Questa leggenda si troverebbe forse già nel XIII secolo, sotto forma di exemplum, in uno scritto di Cesare d'Heisterbach (cfr. H. I. Marrou, Saint Augustin et l'ange, une légende médioévale, in l'Homme devant Dieu, Mélanges offerts au P. de Lubac, II, 1964, 137-149).
Questa leggenda sulla Trinità soppiantò ben presto la leggenda della Vedova che trattava dello stesso argomento della Trinità. L'origine di questa tematica iconografica non proverrebbe dunque dalla agiografia medioevale quanto piuttosto dalla predicazione. P. Antonio Iturbe Saìz ha a sua volta proposto una possibile ricostruzione della sua origine: nel secolo XIII si scrivevano "exempla" per i predicatori e in uno di questi apparve questa leggenda applicata a un professore di scolastica di Parigi con un fine chiaramente morale: criticare la alterigia e la superbia dei teologi.
Ma come poi tutto ciò fu collegato ad Agostino ? Due possono essere le spiegazioni: primo che necessitava un protagonista alla storia stessa e Agostino era l'uomo adatto in quanto era considerato un sommo teologo.
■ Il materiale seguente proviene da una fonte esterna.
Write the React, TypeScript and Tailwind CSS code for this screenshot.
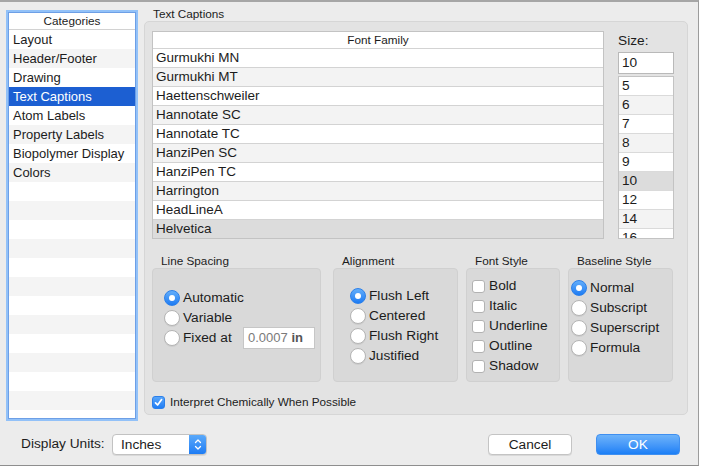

La seconda spiegazione sta nella diffusione del testo di un apocrifo in cui san Gerolamo (come è stato anticipato all'inizio) discute con Agostino sulle capacità umane di comprendere il mistero divino. In ogni caso la prima volta che si incontra questa leggenda applicata ad Agostino corre nell'anno 1263. In margine va ricordata la disputa sul luogo dove si sarebbe svolto l'incontro tra Agostino e Gesù Bambino: sulla spiaggia di Civitavecchia o di Ippona ? Gli Eremitani e i Canonici si batterono a lungo sul tema, soprattutto perché ciascuno sosteneva che Agostino era stato il vero fondatore del loro Ordine religioso.
L'episodio descritto in questa leggenda è abbastanza noto: Agostino, grande indagatore del problema del Bene e del Male, un giorno passeggiava per una spiaggia quando incontrò un bambino-angelo che con un secchiello prendeva dell'acqua di mare e la versava in una piccola cavità nella sabbia. Alla domanda del Santo su che cosa stesse facendo, il bambino avrebbe risposto che voleva porre tutto il mare dentro quel buco. Quando il Santo gli fece notare che ciò era impossibile, il bambino avrebbe replicato che così come non era possibile versare tutto il mare dentro la buca allo stesso modo era impossibile che i misteri di Dio e della SS. Trinità entrassero nella sua piccola testa di uomo.
Ciò detto sparì, lasciando il grande filosofo nell'angoscia più completa. Secondo il parere di alcuni studiosi di parabole e leggende la narrazione potrebbe essere considerata un sogno effettivamente fantasticato dal Santo. Altri aggiungono che forse il colloquio non si sarebbe svolto esattamente come è stato raccontato, perché, prima di sparire, il Santo aveva potuto a sua volta replicare che la risposta non lo convinceva, in quanto - avrebbe obiettato - il mare e i misteri di Dio sono due realtà assai diverse. Pur impossibile, sarebbe stato teoricamente verosimile immaginare il versamento del mare in una buca e allora allo stesso modo si sarebbe potuto supporre che i misteri divini avrebbero potuto entrare in un cervello umano adatto allo scopo e se l'uomo non aveva ricevuto una mente con tali qualità la colpa sarebbe da imputare a Dio, che non aveva appunto voluto che i suoi misteri fossero concepiti dall'uomo, per lasciarlo nell'ignoranza e nel dubbio più atroci.
"Perché Dio non vuole essere capito?" avrebbe domandato il Santo al pargolo divenuto improvvisamente pensieroso. "Te lo dimostro subito" rispose il bambino dopo un momento di perplessità e così, mentre parlava, con il secchiello divenuto improvvisamente grandissimo e mostruoso, in un sol colpo raccolse l'acqua del mare, prosciugandolo, e la pose nella buca, che si allargò a dismisura fino ad inghiottire il mondo. A quella vista il Santo si svegliò con le lacrime agli occhi e capì.